## EXERCISE INSTRUCTIONS
Return all lines where the word "this" can be found.

## TASK INPUTS

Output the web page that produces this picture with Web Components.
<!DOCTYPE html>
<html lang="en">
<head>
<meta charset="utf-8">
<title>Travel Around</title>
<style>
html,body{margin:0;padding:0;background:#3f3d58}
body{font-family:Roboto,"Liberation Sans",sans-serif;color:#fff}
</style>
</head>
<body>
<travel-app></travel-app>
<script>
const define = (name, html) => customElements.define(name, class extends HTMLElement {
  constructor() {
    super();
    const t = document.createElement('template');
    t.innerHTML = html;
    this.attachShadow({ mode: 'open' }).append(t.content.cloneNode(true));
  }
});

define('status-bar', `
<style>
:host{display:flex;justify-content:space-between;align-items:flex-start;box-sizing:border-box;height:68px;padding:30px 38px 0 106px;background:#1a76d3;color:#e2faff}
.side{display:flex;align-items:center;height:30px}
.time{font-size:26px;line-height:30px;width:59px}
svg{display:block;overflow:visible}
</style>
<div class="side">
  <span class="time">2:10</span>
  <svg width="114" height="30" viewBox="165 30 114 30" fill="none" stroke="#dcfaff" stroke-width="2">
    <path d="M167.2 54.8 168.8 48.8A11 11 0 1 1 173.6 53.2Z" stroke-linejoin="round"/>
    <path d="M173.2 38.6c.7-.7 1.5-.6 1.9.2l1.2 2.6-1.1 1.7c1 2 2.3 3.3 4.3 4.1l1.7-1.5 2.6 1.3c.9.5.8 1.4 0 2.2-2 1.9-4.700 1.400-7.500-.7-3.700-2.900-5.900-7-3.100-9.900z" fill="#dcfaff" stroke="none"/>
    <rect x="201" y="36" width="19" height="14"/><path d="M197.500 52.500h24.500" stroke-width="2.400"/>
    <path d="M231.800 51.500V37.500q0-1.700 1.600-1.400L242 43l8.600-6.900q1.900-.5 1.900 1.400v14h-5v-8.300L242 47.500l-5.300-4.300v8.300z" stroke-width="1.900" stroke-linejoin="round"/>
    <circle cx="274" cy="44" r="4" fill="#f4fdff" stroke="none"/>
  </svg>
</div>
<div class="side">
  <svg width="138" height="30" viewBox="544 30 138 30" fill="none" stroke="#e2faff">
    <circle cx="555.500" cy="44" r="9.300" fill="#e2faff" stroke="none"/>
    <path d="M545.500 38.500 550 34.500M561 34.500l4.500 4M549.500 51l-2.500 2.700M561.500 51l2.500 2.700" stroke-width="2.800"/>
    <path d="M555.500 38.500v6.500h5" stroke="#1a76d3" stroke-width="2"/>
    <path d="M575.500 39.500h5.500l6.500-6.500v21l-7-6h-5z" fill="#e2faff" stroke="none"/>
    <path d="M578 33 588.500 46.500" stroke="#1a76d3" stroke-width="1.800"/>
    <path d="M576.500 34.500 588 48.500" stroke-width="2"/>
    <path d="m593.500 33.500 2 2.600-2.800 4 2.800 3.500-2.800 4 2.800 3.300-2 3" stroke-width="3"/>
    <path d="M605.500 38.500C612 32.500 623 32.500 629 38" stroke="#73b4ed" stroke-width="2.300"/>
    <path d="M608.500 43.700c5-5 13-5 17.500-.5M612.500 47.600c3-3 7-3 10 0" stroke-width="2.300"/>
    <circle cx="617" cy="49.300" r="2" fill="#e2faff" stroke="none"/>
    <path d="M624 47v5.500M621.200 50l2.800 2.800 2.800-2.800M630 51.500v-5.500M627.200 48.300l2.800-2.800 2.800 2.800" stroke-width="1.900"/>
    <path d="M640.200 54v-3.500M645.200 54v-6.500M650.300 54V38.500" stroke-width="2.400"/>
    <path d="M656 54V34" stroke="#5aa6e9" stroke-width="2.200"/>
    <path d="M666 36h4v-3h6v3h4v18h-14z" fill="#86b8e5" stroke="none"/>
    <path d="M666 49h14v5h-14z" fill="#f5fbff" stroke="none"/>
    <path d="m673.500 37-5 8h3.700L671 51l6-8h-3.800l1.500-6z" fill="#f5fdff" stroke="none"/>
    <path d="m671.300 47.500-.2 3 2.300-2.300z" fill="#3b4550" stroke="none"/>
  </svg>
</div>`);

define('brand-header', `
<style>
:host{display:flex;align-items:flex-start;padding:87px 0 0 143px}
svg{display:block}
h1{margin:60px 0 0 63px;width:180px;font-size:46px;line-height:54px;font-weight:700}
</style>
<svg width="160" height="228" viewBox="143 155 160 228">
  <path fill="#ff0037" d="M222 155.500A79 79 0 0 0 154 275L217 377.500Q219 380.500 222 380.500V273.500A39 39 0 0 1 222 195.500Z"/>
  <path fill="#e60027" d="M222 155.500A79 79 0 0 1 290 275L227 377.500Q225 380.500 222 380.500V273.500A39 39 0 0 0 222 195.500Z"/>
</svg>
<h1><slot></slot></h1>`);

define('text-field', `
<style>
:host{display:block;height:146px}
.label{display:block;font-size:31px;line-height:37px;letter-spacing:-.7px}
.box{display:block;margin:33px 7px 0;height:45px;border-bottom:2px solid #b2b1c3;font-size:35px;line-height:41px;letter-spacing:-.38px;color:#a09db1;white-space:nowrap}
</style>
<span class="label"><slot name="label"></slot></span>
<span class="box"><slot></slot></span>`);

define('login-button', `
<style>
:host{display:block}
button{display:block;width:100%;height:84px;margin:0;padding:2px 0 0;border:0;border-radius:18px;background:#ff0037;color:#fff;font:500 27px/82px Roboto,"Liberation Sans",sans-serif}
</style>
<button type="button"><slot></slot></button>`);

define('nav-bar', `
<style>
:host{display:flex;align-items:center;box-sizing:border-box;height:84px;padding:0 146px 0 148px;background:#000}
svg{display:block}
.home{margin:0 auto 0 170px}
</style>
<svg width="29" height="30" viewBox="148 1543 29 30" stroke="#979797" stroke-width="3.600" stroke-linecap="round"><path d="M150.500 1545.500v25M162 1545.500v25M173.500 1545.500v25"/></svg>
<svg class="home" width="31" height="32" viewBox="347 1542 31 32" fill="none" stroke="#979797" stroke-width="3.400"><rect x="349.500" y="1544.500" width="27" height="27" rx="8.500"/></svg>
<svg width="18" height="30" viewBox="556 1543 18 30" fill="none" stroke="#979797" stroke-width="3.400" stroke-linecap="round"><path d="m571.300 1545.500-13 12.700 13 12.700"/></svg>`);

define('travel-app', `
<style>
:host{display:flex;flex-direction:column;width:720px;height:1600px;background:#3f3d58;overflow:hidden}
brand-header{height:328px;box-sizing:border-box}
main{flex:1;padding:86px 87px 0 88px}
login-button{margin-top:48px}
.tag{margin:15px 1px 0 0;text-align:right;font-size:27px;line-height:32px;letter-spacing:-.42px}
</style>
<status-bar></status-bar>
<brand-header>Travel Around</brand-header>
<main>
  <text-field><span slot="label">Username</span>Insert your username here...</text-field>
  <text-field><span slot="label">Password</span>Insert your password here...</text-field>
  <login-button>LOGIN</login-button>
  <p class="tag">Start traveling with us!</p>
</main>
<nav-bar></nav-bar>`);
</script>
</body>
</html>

---

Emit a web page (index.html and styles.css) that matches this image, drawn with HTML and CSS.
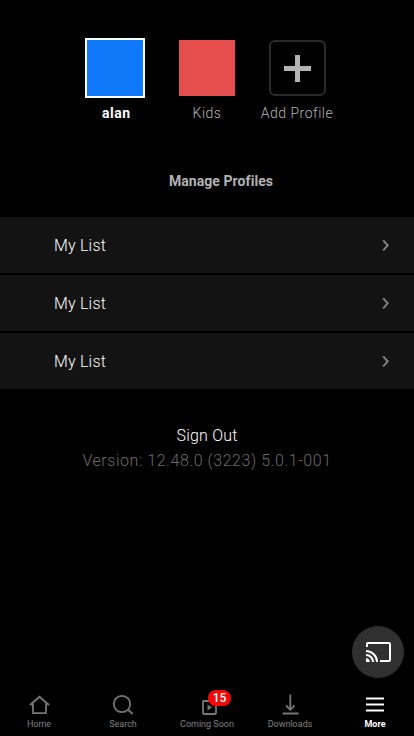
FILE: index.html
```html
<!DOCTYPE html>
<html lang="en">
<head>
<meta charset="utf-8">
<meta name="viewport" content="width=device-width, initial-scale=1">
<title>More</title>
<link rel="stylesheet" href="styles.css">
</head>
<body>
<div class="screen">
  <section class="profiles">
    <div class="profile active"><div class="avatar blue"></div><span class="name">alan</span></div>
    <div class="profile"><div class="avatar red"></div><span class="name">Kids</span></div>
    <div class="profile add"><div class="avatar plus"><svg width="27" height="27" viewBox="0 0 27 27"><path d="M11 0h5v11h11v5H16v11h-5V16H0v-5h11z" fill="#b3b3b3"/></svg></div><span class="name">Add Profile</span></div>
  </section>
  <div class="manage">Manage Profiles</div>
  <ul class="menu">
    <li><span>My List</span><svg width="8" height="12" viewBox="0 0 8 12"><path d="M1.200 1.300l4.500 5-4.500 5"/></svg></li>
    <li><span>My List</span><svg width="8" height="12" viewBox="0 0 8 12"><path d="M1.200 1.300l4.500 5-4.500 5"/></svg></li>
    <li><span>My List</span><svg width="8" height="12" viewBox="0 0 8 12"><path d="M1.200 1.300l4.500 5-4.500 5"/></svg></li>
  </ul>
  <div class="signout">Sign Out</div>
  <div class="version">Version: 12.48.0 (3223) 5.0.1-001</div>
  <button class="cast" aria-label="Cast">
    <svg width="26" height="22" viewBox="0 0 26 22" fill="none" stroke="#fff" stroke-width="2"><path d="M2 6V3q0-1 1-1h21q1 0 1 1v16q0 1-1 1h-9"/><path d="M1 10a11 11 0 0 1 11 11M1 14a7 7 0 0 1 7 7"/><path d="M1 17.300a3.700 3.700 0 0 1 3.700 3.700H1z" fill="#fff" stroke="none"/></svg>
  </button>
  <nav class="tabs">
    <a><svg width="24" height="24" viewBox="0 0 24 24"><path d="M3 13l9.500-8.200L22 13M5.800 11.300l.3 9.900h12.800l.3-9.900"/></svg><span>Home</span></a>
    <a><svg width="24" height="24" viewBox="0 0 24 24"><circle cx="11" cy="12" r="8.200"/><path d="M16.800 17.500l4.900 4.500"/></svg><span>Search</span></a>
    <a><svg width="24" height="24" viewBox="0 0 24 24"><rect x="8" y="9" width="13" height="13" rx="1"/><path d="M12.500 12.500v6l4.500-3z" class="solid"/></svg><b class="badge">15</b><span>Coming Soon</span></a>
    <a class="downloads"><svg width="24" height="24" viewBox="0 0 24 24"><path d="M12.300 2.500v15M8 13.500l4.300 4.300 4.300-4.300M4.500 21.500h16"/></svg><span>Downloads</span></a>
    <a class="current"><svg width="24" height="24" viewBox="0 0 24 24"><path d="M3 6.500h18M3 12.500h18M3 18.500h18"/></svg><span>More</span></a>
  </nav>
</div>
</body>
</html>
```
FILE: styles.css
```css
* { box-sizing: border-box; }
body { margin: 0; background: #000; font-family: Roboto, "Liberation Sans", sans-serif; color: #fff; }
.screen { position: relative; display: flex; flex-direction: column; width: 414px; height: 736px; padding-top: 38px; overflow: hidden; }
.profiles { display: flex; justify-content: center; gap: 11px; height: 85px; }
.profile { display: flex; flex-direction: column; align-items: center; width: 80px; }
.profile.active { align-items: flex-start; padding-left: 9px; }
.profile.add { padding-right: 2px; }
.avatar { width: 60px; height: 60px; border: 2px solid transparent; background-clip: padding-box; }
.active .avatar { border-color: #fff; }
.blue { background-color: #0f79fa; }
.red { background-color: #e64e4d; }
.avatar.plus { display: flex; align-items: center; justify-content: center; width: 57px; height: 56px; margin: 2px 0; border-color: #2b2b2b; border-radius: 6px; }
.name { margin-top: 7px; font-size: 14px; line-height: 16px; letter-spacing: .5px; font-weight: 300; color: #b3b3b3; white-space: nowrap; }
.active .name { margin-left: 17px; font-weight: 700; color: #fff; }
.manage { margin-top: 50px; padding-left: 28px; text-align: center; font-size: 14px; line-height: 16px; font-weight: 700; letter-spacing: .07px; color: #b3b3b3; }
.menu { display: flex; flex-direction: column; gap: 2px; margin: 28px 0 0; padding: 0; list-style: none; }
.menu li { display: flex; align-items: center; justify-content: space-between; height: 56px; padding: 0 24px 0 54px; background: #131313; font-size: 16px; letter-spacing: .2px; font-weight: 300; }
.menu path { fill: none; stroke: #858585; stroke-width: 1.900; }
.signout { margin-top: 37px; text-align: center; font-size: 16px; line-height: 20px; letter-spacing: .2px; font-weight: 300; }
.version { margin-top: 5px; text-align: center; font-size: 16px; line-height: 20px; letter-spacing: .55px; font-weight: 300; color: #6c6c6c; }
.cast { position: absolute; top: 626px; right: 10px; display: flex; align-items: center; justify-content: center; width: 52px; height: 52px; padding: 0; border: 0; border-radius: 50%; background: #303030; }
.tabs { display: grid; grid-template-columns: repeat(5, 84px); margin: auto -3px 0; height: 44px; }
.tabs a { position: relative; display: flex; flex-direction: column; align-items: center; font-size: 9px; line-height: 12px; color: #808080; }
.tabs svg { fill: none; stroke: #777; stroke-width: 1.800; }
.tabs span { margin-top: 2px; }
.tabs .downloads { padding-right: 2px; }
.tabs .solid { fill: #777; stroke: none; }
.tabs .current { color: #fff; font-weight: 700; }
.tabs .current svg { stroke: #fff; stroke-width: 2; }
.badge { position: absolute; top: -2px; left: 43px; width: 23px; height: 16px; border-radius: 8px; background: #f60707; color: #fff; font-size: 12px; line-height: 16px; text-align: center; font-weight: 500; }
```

## OUTPUT
Output the web page that produces this picture with Web Components.
    this.attachShadow({ mode: 'open' }).append(t.content.cloneNode(true));
Emit a web page (index.html and styles.css) that matches this image, drawn with HTML and CSS.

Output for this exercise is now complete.